In the digital era, the rapid growth in the volume of text documents available from various sources like Internet, digital libraries, medical records has spurred users to effectively retrieve, navigate, and organize information. The ultimate goal is to help users to search what they are looking for effortlessly and take decisions suitably. In this context, fast and high-quality document clustering algorithms play a major role. Most of the common techniques in text retrieval are based on the statistical analysis of terms i.e. words or phrases. Such text retrieval methods are based on the vector space model (VSM) which is a widely used data representation. The VSM represents each document as a feature vector of the terms in the form of term frequency or term weight (Salton et al., 1975). The similarity between documents is measured by one of the several similarity measures that are based on feature vector. Examples include the cosine measure and the Jaccard measure (Schaeffer, 2007). Metric distances such as Euclidean distance are not appropriate for high dimension and sparse domains. Most conventional measures estimate the surface overlap between documents based on the words they mention and ignore deeper semantic connections. To achieve a more accurate analysis, the underlying model should indicate the semantics of text. Conceptual information retrieval extracts information by processing the document on semantic level forming a concept base and then retrieves relative information to provide search results.

Clustering methods can be used to automatically group the retrieved documents into a list of meaningful categories. Methods used for text clustering include decision trees, contextual clustering, clustering based on data summarization, statistical analysis, neural nets and rule-based systems among others (Nahm & Mooney, 2000; L. Talavera & J. Bejar, 2001; Jin et al., 2005). Most clustering techniques consider the number of clusters is fixed which can result in poor quality clustering. Dynamic document clustering is the process of inserting the newly arrived documents to the appropriate existing cluster so it is not required to relocate clusters, thus time and effort taken for clustering is drastically reduced(Wang et al., 2011; Nadig et al., 2008). Figure 1 shown below depicts a model for dynamic document clustering.

Figure 1.

A model for dynamic document clustering

ijirr.2014010103.f01

A spanning tree is an acyclic sub graph of a graph G, which contains all vertices from G and is also a tree. The minimum spanning tree (MST) of a weighted graph is the minimum weight spanning tree of that graph (Edla & Jana, 2013). MST clustering algorithm is known to be capable of detecting clusters with irregular boundaries. Moreover MST is relatively insensitive to small amounts of noise spread over the field (Zahn, 1971).Thus the shape of a cluster boundary has little impact on the performance of the algorithm. The proposed approach does not require a preset number of clusters. Edges that satisfy a predefined inconsistency measure are removed from the tree. The process is iterated until there is a change in the edge list and all data are clustered.

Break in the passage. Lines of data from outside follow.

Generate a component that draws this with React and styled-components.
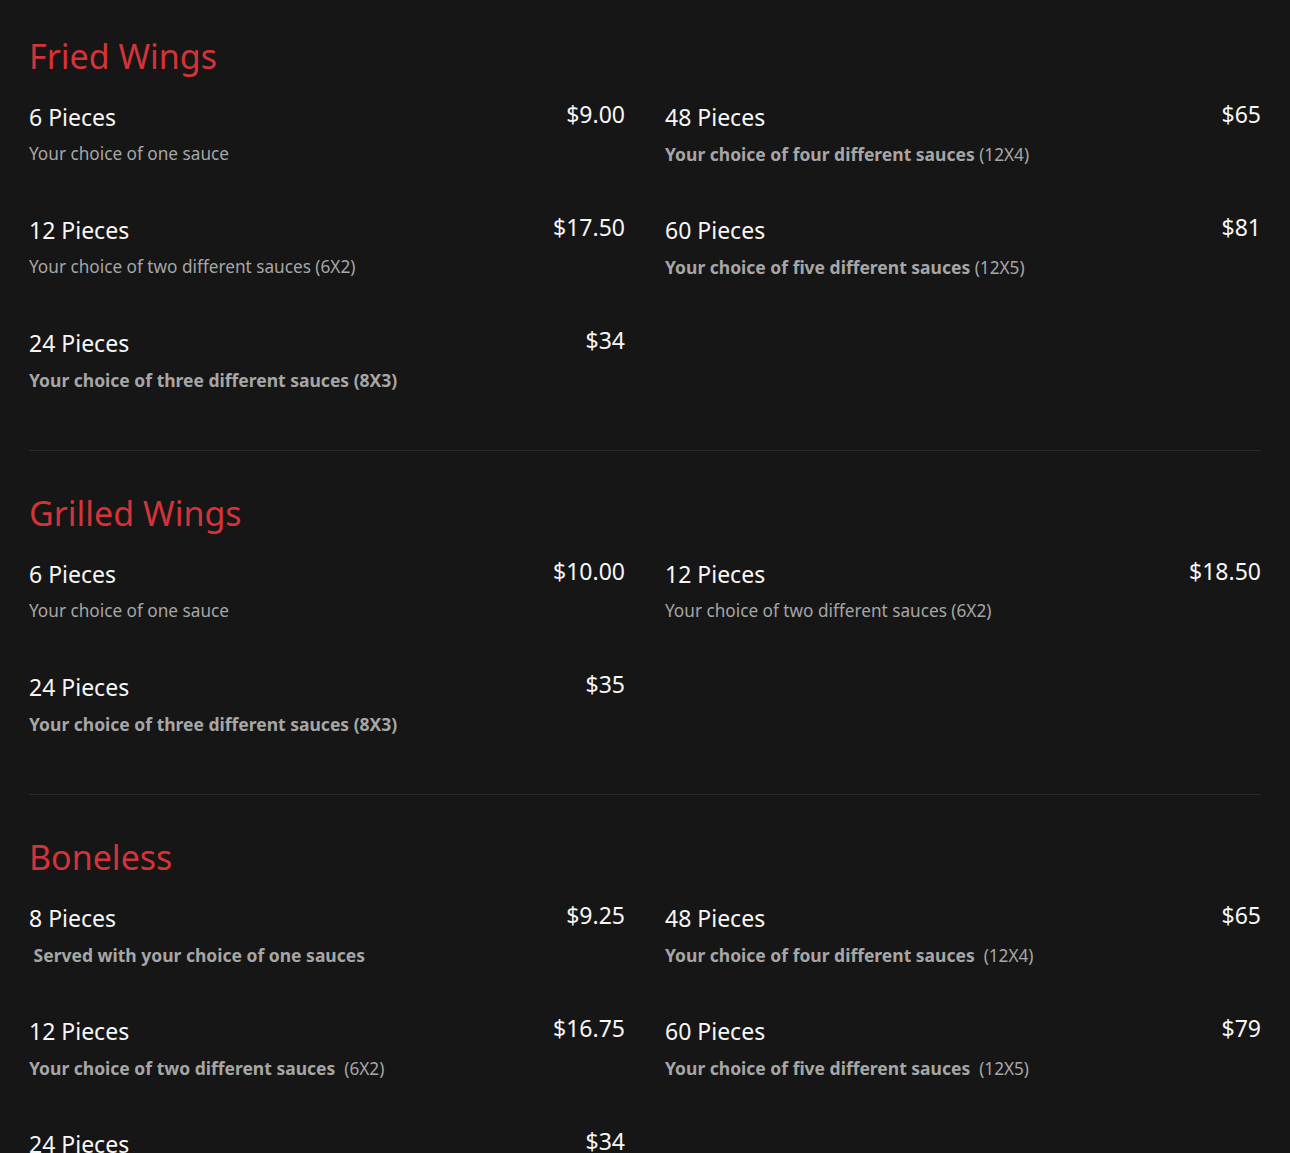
import React from "react";
import styled, { createGlobalStyle } from "styled-components";

const GlobalStyle = createGlobalStyle`
    html, body {
        margin: 0;
        padding: 0;
        background: #161616;
    }
    body {
        font-family: "Noto Sans", "Open Sans", sans-serif;
    }
`;

const menu = [
    {
        title: "Fried Wings",
        left: [
            { name: "6 Pieces", price: "$9.00", desc: [["Your choice of one sauce", false]] },
            { name: "12 Pieces", price: "$17.50", desc: [["Your choice of two different sauces (6X2)", false]] },
            { name: "24 Pieces", price: "$34", desc: [["Your choice of three different sauces (8X3)", true]] },
        ],
        right: [
            { name: "48 Pieces", price: "$65", desc: [["Your choice of four different sauces", true], [" (12X4)", false]] },
            { name: "60 Pieces", price: "$81", desc: [["Your choice of five different sauces", true], [" (12X5)", false]] },
        ],
    },
    {
        title: "Grilled Wings",
        left: [
            { name: "6 Pieces", price: "$10.00", desc: [["Your choice of one sauce", false]] },
            { name: "24 Pieces", price: "$35", desc: [["Your choice of three different sauces (8X3)", true]] },
        ],
        right: [
            { name: "12 Pieces", price: "$18.50", desc: [["Your choice of two different sauces (6X2)", false]] },
        ],
    },
    {
        title: "Boneless",
        left: [
            { name: "8 Pieces", price: "$9.25", desc: [["\u00a0Served with your choice of one sauces", true]] },
            { name: "12 Pieces", price: "$16.75", desc: [["Your choice of two different sauces", true], ["\u00a0 (6X2)", false]] },
            { name: "24 Pieces", price: "$34", desc: [["Your choice of three different sauces (8X3)", true]] },
        ],
        right: [
            { name: "48 Pieces", price: "$65", desc: [["Your choice of four different sauces", true], ["\u00a0 (12X4)", false]] },
            { name: "60 Pieces", price: "$79", desc: [["Your choice of five different sauces", true], ["\u00a0 (12X5)", false]] },
        ],
    },
];

const MenuItem = ({ item }) => (
    <Item>
        <ItemHead>
            <Name>{item.name}</Name>
            <Price>{item.price}</Price>
        </ItemHead>
        <Desc>
            {item.desc.map(([text, bold], i) => (
                <DescPart key={i} $bold={bold}>{text}</DescPart>
            ))}
        </Desc>
    </Item>
);

const App = () => {
    return (
        <Page>
            <GlobalStyle />
            {menu.map((section) => (
                <Section key={section.title}>
                    <Heading>{section.title}</Heading>
                    <Columns>
                        <Column>
                            {section.left.map((item) => <MenuItem item={item} key={item.name} />)}
                        </Column>
                        <Column>
                            {section.right.map((item) => <MenuItem item={item} key={item.name} />)}
                        </Column>
                    </Columns>
                </Section>
            ))}
        </Page>
    );
};

export default App;

const Page = styled.div`
    padding: 0 29px;
    min-height: 100vh;
    box-sizing: border-box;
`;

const Section = styled.section`
    padding: 41px 0 10px;
    border-bottom: 1px solid #2a2a2a;
    &:first-child {
        padding-top: 35px;
    }
`;

const Heading = styled.h2`
    margin: 0 0 23px;
    font-size: 34px;
    line-height: 43px;
    font-weight: 400;
    color: #d3343a;
`;

const Columns = styled.div`
    display: grid;
    grid-template-columns: 1fr 1fr;
    column-gap: 40px;
`;

const Column = styled.div`
    display: flex;
    flex-direction: column;
`;

const Item = styled.div`
    padding-bottom: 47px;
`;

const ItemHead = styled.div`
    display: flex;
    justify-content: space-between;
    align-items: flex-start;
`;

const Name = styled.div`
    font-size: 23px;
    line-height: 32px;
    color: #f7f7f7;
`;

const Price = styled.div`
    font-size: 23px;
    line-height: 26px;
    color: #f7f7f7;
`;

const Desc = styled.div`
    display: flex;
    align-items: baseline;
    height: 26px;
    margin-top: 8px;
    font-size: 17.2px;
    line-height: 26px;
    color: #a6a6a6;
    white-space: pre;
`;

const DescPart = styled.span`
    font-weight: ${(p) => (p.$bold ? 700 : 400)};
    font-size: ${(p) => (p.$bold ? "17.5px" : "inherit")};
`;
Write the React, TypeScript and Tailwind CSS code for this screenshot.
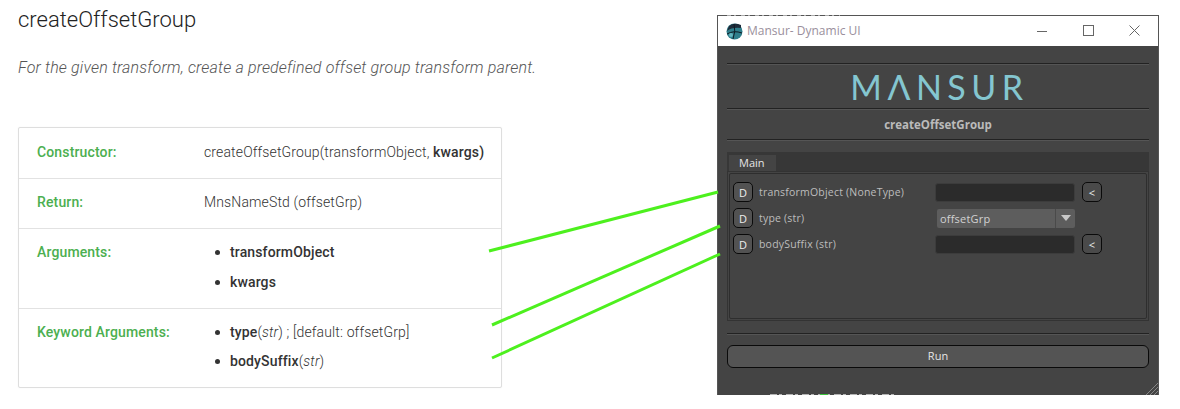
const roboto = "font-['Roboto',sans-serif]";
const ui = "font-['Open_Sans',sans-serif]";

function Bullet({ children }: { children: React.ReactNode }) {
  return (
    <li className="flex items-center h-[20px]">
      <span className="w-[5px] h-[5px] rounded-full bg-[#333] ml-[-2px] mr-[10px]" />
      <span>{children}</span>
    </li>
  );
}

function DocRow({ label, height, top, children, border = true }: { label: string; height: string; top: string; children: React.ReactNode; border?: boolean }) {
  return (
    <div className={`flex pl-[18px] ${height} ${top} ${border ? "border-b border-[#e2e2e2]" : ""}`}>
      <div className="w-[167px] shrink-0 text-[14px] leading-[20px] tracking-[0.14px] font-medium text-[#4caf50]">{label}</div>
      <div className="text-[14px] leading-[20px] tracking-[0.14px] font-light text-[#333]">{children}</div>
    </div>
  );
}

function DocPanel() {
  return (
    <section className={`w-[717px] shrink-0 pl-[18px] ${roboto}`}>
      <h1 className="mt-[7px] text-[22px] leading-[26px] font-light text-[#222]">createOffsetGroup</h1>
      <p className="mt-[23px] text-[16px] leading-[24px] tracking-[0.16px] font-light italic text-[#555]">
        For the given transform, create a predefined offset group transform parent.
      </p>
      <div className="mt-[47px] w-[484px] h-[261px] border border-[#dedede] rounded-[2px] shadow-[0_0_1px_rgba(0,0,0,0.1)]">
        <DocRow label="Constructor:" height="h-[51px]" top="pt-[14px]">
          createOffsetGroup(transformObject, <b className="font-medium">kwargs)</b>
        </DocRow>
        <DocRow label="Return:" height="h-[50px]" top="pt-[13px]">
          MnsNameStd (offsetGrp)
        </DocRow>
        <DocRow label="Arguments:" height="h-[80px]" top="pt-[13px]">
          <ul className="flex flex-col gap-[10px] pl-[13px] font-medium">
            <Bullet>transformObject</Bullet>
            <Bullet>kwargs</Bullet>
          </ul>
        </DocRow>
        <DocRow label="Keyword Arguments:" height="h-[78px]" top="pt-[13px]" border={false}>
          <ul className="flex flex-col gap-[9px] pl-[13px]">
            <Bullet>
              <b className="font-medium">type</b>(<i>str</i>) ; [default: offsetGrp]
            </Bullet>
            <Bullet>
              <b className="font-medium">bodySuffix</b>(<i>str</i>)
            </Bullet>
          </ul>
        </DocRow>
      </div>
    </section>
  );
}

function Sep({ className }: { className: string }) {
  return <div className={`h-[2px] border-t border-[#222] bg-[#555] ${className}`} />;
}

function DButton() {
  return (
    <button className="w-[20px] h-[20px] shrink-0 rounded-[5px] border border-[#0a0a0a] bg-[#525252] text-[11px] leading-none text-[#eee]">D</button>
  );
}

function ArrowButton() {
  return (
    <button className="ml-[7px] w-[20px] h-[20px] rounded-[5px] border border-[#0a0a0a] bg-[#4a4a4a] text-[11px] leading-none text-[#eee]">&lt;</button>
  );
}

function ParamRow({ label, children }: { label: string; children: React.ReactNode }) {
  return (
    <div className="flex items-center h-[20px]">
      <DButton />
      <span className="ml-[6px] w-[177px] pt-[2px] text-[10.5px] tracking-[0.2px] text-[#bdbdbd]">{label}</span>
      {children}
    </div>
  );
}

function TextField() {
  return <div className="ml-[-1px] w-[140px] h-[19px] rounded-[3px] border border-[#3c3c3c] bg-[#2b2b2b]" />;
}

function TitleBar() {
  return (
    <div className="h-[30px] bg-white flex items-center pl-[8px]">
      <svg width="17" height="17" viewBox="0 0 17 17">
        <circle cx="8.5" cy="8.5" r="8" fill="#2f7f8c" />
        <path d="M1 8 Q6 4 15 5 L15 2 Q8 -1 3 3Z" fill="#1d2b3a" />
        <path d="M8 1 Q10 8 7 16 M1 11 Q8 7 16 10" stroke="#0d1a24" strokeWidth="1" fill="none" />
        <circle cx="5" cy="12" r="2" fill="#63b5bf" />
      </svg>
      <span className="ml-[4px] text-[12px] text-[#9a8f9c] font-['Open_Sans',sans-serif]">Mansur- Dynamic UI</span>
      <div className="ml-auto flex items-center">
        <svg width="46" height="12" viewBox="0 0 46 12" stroke="#666" fill="none"><path d="M0 6.5H10" /></svg>
        <svg width="46" height="12" viewBox="0 0 46 12" stroke="#666" fill="none"><rect x="0.5" y="0.5" width="10" height="10" /></svg>
        <svg width="29" height="12" viewBox="0 0 29 12" stroke="#666" fill="none"><path d="M0.5 0.5L10.5 10.5M10.5 0.5L0.5 10.5" /></svg>
      </div>
    </div>
  );
}

function DynamicUiWindow() {
  return (
    <section className={`relative mt-[15px] w-[442px] h-[380px] border border-[#555] border-b-0 bg-[#444] ${ui}`}>
      <TitleBar />
      <div className="px-[9px] pt-[17px]">
        <Sep className="" />
        <div className="h-[43px] flex items-center justify-center">
          <span aria-label="MANSUR" className="ml-[3px] font-['Lato',sans-serif] font-normal text-[34px] leading-none tracking-[5.5px] text-[#84c6d0]">MΛNSUR</span>
        </div>
        <Sep className="" />
        <div className="h-[29px] flex items-center justify-center text-[11.5px] font-bold text-[#bbb]">createOffsetGroup</div>
        <Sep className="" />
        <div className="mt-[11px] h-[19px] bg-[#373737] pl-[2px] flex items-end">
          <div className="w-[47px] h-[16px] bg-[#444] text-[11px] leading-[16px] pl-[10px] text-[#e4e4e4]">Main</div>
        </div>
        <div className="h-[150px] border border-[#333] p-[1px]">
          <div className="h-full border border-[#2e2e2e] pl-[3px] pt-[8px] flex flex-col gap-[6px] rounded-[2px]">
            <ParamRow label="transformObject (NoneType)">
              <TextField />
              <ArrowButton />
            </ParamRow>
            <ParamRow label="type (str)">
              <div className="ml-[1px] w-[138px] h-[19px] flex bg-[#5d5d5d] rounded-[2px]">
                <span className="flex-1 pl-[3px] text-[11px] leading-[19px] tracking-[0.2px] text-[#d2d2d2]">offsetGrp</span>
                <span className="w-[20px] border-l border-[#4a4a4a] flex items-center justify-center">
                  <span className="w-0 h-0 border-x-[5px] border-x-transparent border-t-[6px] border-t-[#c8c8c8] mb-[1px]" />
                </span>
              </div>
            </ParamRow>
            <ParamRow label="bodySuffix (str)">
              <TextField />
              <ArrowButton />
            </ParamRow>
          </div>
        </div>
        <Sep className="mt-[12px]" />
        <button className="mt-[10px] w-full h-[23px] rounded-[6px] border border-[#0a0a0a] bg-[#545454] text-[11px] text-[#e6e6e6]">Run</button>
      </div>
      <svg className="absolute right-0 bottom-0" width="13" height="13" viewBox="0 0 13 13" stroke="#888" strokeWidth="1">
        <path d="M13 1L1 13M13 5L5 13M13 9L9 13" />
      </svg>
    </section>
  );
}

export default function App() {
  return (
    <div className="relative flex w-[1180px] h-[409px] overflow-hidden bg-white">
      <DocPanel />
      <DynamicUiWindow />
      {/* green arrows tying doc arguments to the widgets, plus the capture's edge bleed */}
      <svg className="absolute inset-0 pointer-events-none" width="1180" height="409" stroke="#4df01e" strokeWidth="3">
        <line x1="489" y1="251" x2="718" y2="192" />
        <line x1="492" y1="325" x2="720" y2="226" />
        <line x1="492" y1="358" x2="720" y2="254" />
        <line x1="770" y1="394.5" x2="895" y2="394.5" stroke="#b5b5b5" strokeWidth="1" strokeDasharray="7 2 3 4" />
        <line x1="820" y1="394.5" x2="828" y2="394.5" stroke="#3cc43c" strokeWidth="1" />
        <line x1="727" y1="15.5" x2="840" y2="15.5" stroke="#aaaaaa" strokeWidth="1" strokeDasharray="4 3 2 5" />
      </svg>
    </div>
  );
}
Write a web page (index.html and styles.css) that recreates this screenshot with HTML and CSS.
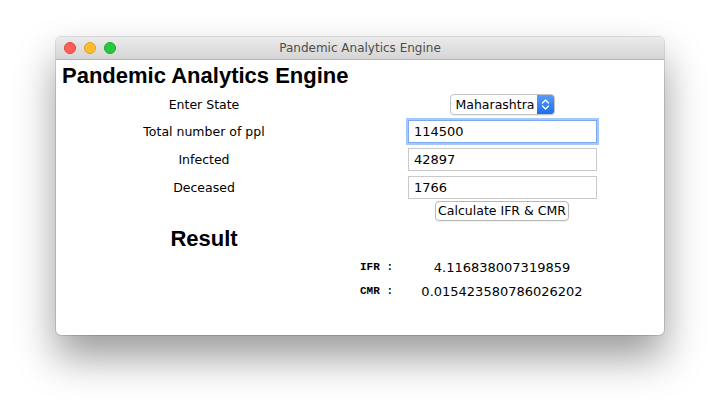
FILE: index.html
```html
<!DOCTYPE html>
<html>
<head>
<meta charset="utf-8">
<link rel="stylesheet" href="styles.css">
</head>
<body>
<div class="window">
  <div class="titlebar">
    <div class="lights">
      <span class="light red"></span>
      <span class="light yellow"></span>
      <span class="light green"></span>
    </div>
    <div class="wtitle">Pandemic Analytics Engine</div>
  </div>
  <div class="content">
    <h1 class="heading">Pandemic Analytics Engine</h1>
    <div class="form">
      <div class="label">Enter State</div>
      <div class="ctrl center">
        <div class="select">
          <span class="select-text">Maharashtra</span>
          <span class="select-arrow">
            <svg width="9" height="13" viewBox="0 0 9 13"><path d="M1.5 5 L4.5 2 L7.5 5 M1.5 8 L4.5 11 L7.5 8" fill="none" stroke="#fff" stroke-width="1.3" stroke-linecap="round" stroke-linejoin="round"/></svg>
          </span>
        </div>
      </div>
      <div class="label">Total number of ppl</div>
      <div class="ctrl"><div class="field focused">114500</div></div>
      <div class="label">Infected</div>
      <div class="ctrl"><div class="field">42897</div></div>
      <div class="label">Deceased</div>
      <div class="ctrl"><div class="field">1766</div></div>
      <div class="ctrl center btnrow"><div class="button">Calculate IFR &amp; CMR</div></div>
    </div>
    <h2 class="result">Result</h2>
    <div class="results">
      <div class="rlabel">IFR :</div>
      <div class="rvalue">4.116838007319859</div>
      <div class="rlabel">CMR :</div>
      <div class="rvalue">0.015423580786026202</div>
    </div>
  </div>
</div>
</body>
</html>
```
FILE: styles.css
```css
html, body {
  margin: 0;
  padding: 0;
  background: #ffffff;
  width: 720px;
  height: 409px;
  overflow: hidden;
}
body {
  font-family: "DejaVu Sans", "Liberation Sans", sans-serif;
  padding-top: 37px;
  box-sizing: border-box;
}
.window {
  margin-left: 56px;
  width: 608px;
  height: 298px;
  border-radius: 5px;
  background: #fff;
  box-shadow: 0 0 0 1px rgba(0,0,0,0.12), 0 22px 40px rgba(0,0,0,0.4);
  overflow: hidden;
  display: flex;
  flex-direction: column;
}
.titlebar {
  height: 22px;
  flex: none;
  background: linear-gradient(#ebebeb, #d5d5d5);
  border-bottom: 1px solid #b4b4b4;
  display: flex;
  align-items: center;
  position: relative;
}
.lights {
  display: flex;
  gap: 8px;
  padding-left: 8px;
}
.light {
  width: 12px;
  height: 12px;
  border-radius: 50%;
  box-sizing: border-box;
}
.red { background: #fe5f57; border: 0.5px solid #e0443e; }
.yellow { background: #febc2e; border: 0.5px solid #dea123; }
.green { background: #28c840; border: 0.5px solid #1aab29; }
.wtitle {
  position: absolute;
  left: 0;
  right: 0;
  text-align: center;
  font-size: 12px;
  color: #4d4d4d;
  top: 4px;
}
.content {
  flex: 1;
  position: relative;
}
.heading {
  margin: 0;
  padding: 3px 0 0 6px;
  font-family: "Liberation Sans", Arial, sans-serif;
  font-weight: bold;
  font-size: 22px;
  line-height: 25px;
  color: #000;
}
.form {
  display: grid;
  grid-template-columns: 296px 55px 190px;
  grid-template-rows: 26px 28px 28px 28px 22px;
  margin-top: 3px;
}
.label {
  grid-column: 1;
  font-size: 12.5px;
  color: #000;
  text-align: center;
  align-self: center;
}
.ctrl {
  grid-column: 3;
  display: flex;
  align-items: center;
}
.center { justify-content: center; }
.btnrow { align-self: start; height: 20px; }
.select {
  width: 105px;
  height: 21px;
  box-sizing: border-box;
  border: 1px solid #c4c4c4;
  border-radius: 4px;
  display: flex;
  align-items: center;
  overflow: hidden;
  background: #fff;
  box-shadow: 0 1px 1px rgba(0,0,0,0.08);
}
.select-text {
  flex: 1;
  font-size: 12.5px;
  padding-left: 5px;
  color: #000;
}
.select-arrow {
  width: 17px;
  height: 100%;
  background: linear-gradient(#5a9cf8, #1c6ff3);
  display: flex;
  align-items: center;
  justify-content: center;
}
.field {
  width: 189px;
  height: 23px;
  box-sizing: border-box;
  border: 1px solid #c9c9c9;
  font-size: 13px;
  line-height: 21px;
  padding-left: 5px;
  color: #000;
  margin-left: 1px;
}
.field.focused {
  border-color: #7aaaf3;
  box-shadow: 0 0 0 2px #a6c8f7;
}
.button {
  width: 134px;
  height: 20px;
  box-sizing: border-box;
  border: 1px solid #b8b8b8;
  border-radius: 4px;
  font-size: 12.5px;
  line-height: 18px;
  text-align: center;
  background: #fff;
  box-shadow: 0 1px 1px rgba(0,0,0,0.06);
}
.result {
  margin: 3px 0 0 0;
  width: 296px;
  text-align: center;
  font-family: "Liberation Sans", Arial, sans-serif;
  font-weight: bold;
  font-size: 22px;
  line-height: 25px;
}
.results {
  display: grid;
  grid-template-columns: 304px 47px 190px;
  grid-auto-rows: 24px;
  margin-top: 4px;
}
.rlabel {
  grid-column: 2;
  font-family: "Liberation Mono", "Courier New", monospace;
  font-weight: bold;
  font-size: 11px;
  align-self: center;
  white-space: pre;
}
.rvalue {
  grid-column: 3;
  text-align: center;
  font-size: 13px;
  align-self: center;
}
```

The paper suggests a context based retrieval method at the sentence, document and corpus levels for enhancing the quality of text retrieval. More specifically, it can quantify how closely concepts relate to each other and integrate this into a document similarity measure. As a result, documents do not have to mention the same words to be judged similar. The suggested clustering technique is applied on two different data sets for developing clusters - email messages and cancer data sets to demonstrate its feasibility. A major contribution of this work is in developing clusters dynamically based on area of interest of email users and when applied to cancer data sets it can classify patients to different treatment clusters based on age groups. The work introduces a text classification algorithm which allows incremental and multi label classification by comparing with the context pool i.e. the most significant concepts in the cluster.